This is Brexit for you, in one neat GIF, with apologies to whomever it may offend. I have just noticed this fine day that George Osborne, God bless his seal, has a hint of both Mr. Bean and subcomandante Medvedev about his looks, but that is not it, at all.

What I meant to say, at last, is that the current speaker of the US House of Representatives, Paul Ryan, especially in his bearded condition, resembles a very popular and apparently talented Russian slapstick comedian.

As for Ryan’s Senate colleague Mitch McConnell, he should try the part of a spinster great-aunt from the Midwest, a distant relative of the lady in Grant Wood’s master painting.

5 Comments

  1. Yeah, that GIF sums things up neatly, or perhaps the two pictures going the rounds on the Net showing the overnight transformation of Britain’s image from James Bond to a chimp in a “Daily Mail” T-shirt.

    • On the other hand, I have to give it to Cameron: he did the honorable thing and resigned. It also seems that Johnson’s rise has been thwarted, for now. (Did Gove’s wife, through her tabloid connections, get hold of something to blackmail Boris with? Was it a tactical move by Johnson to stay away from the kamikaze job?)

  2. Yes, at least Cameron left with some dignity, like Roy Hodgson.

    Johnson is probably off to nurture his delusion that he’s Churchill during his wilderness years. I hope it’s the last of him politically, but I fear it won’t be.

    Gove has enough problems convincing people he’s human, let alone a leader. I suspect Theresa May will be the next PM but who knows anything for sure any more?

    Maybe I shouldn’t be surprised, but Corbyn has still managed to come out of this mess as the biggest idiot of the lot. Any half-decent Leader of the Opposition should have been all over the Government this past week, but he’s too busy clinging on desperately to power like his comrade Nicolas Maduro and has now become embroiled in yet another anti-Semitic controversy – at the launch of a report into anti-Semitism in the Labour Party.

    • I don’t understand that crowd’s fanatical attachment to the anti-Israel cause. They are taking it too personally. Something closer to home must be motivating them, one suspects.

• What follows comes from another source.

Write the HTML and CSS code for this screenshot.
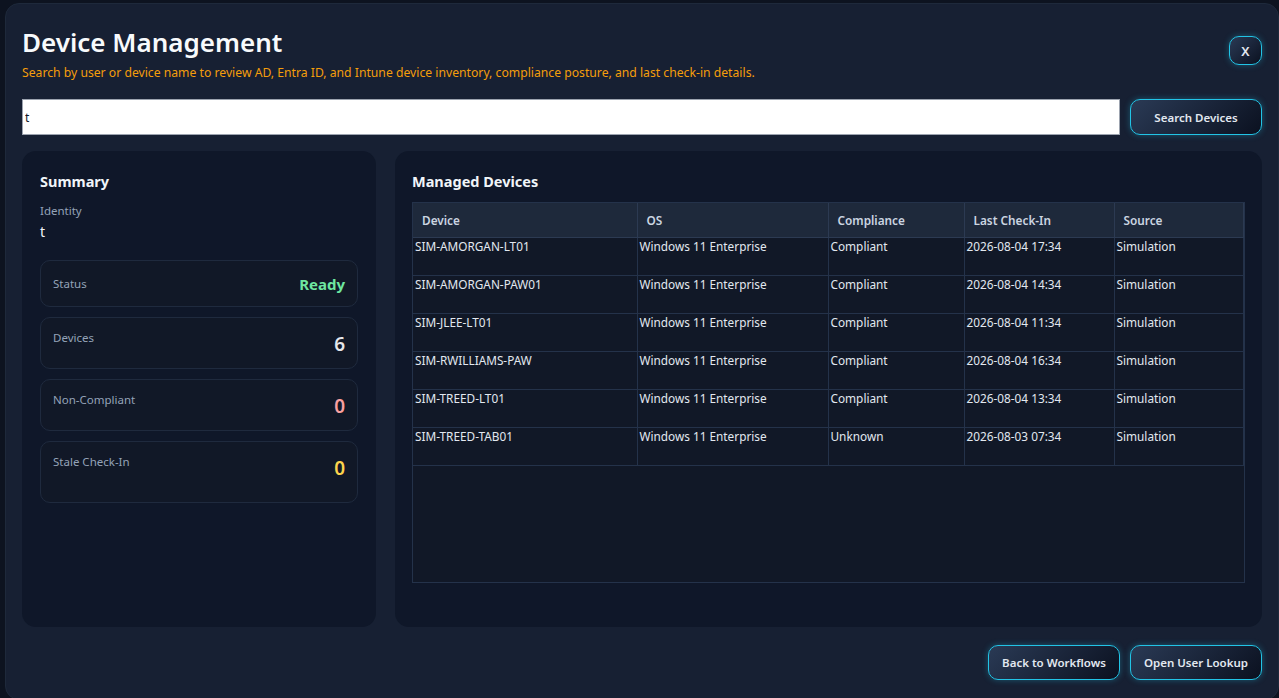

      • I doubt if the reason is particularly deep-seated with most of them. They are fashion victims. Obviously, it’s partly a hangover from the Cold War. Israel has been one of the most prominent allies of the USA since 1967. The USSR backed the Palestinians as part of its “anti-imperialist struggle” and the Far Left followed suit. Radical terrorists such as Carlos the Jackal linked up with Palestinian outfits such as the PFLP and received Eastern Bloc funding. Corbyn, Livingstone et al. – though not directly involved in such terrorism – come from that 70s mindset.

        The obsession with Israel seems to have picked up since the end of apartheid in South Africa and maybe it’s a substitute for that struggle. The Hard Left are generally only capable of focussing on one or two causes at a time. They rarely show much concern for Kurds, Saharawis, Chechens or Uighurs. They don’t tend to get irate about Chinese imperialism in Tibet either. The Dalai Lama is probably too peaceful, too “hippy” for the radicals. More cynically, it’s very unlikely academics are going to campaign for BDS (Boycott, Divestment and Sanctions) against China with the same enthusiasm they campaign against Israel, given Beijing’s huge investment in Western universities.

        They may also get some kind of “transgressive” frisson from calling Jews Nazis. There’s certainly something very nasty going on under the surface psychologically. Anti-Zionism is turning into full-blown anti-Semitism in all too many cases.

        Of course, there does need to be a solution for the Israel-Palestine conflict but the Far Left, with their obsessive demonisation of one side, are making things worse, not better.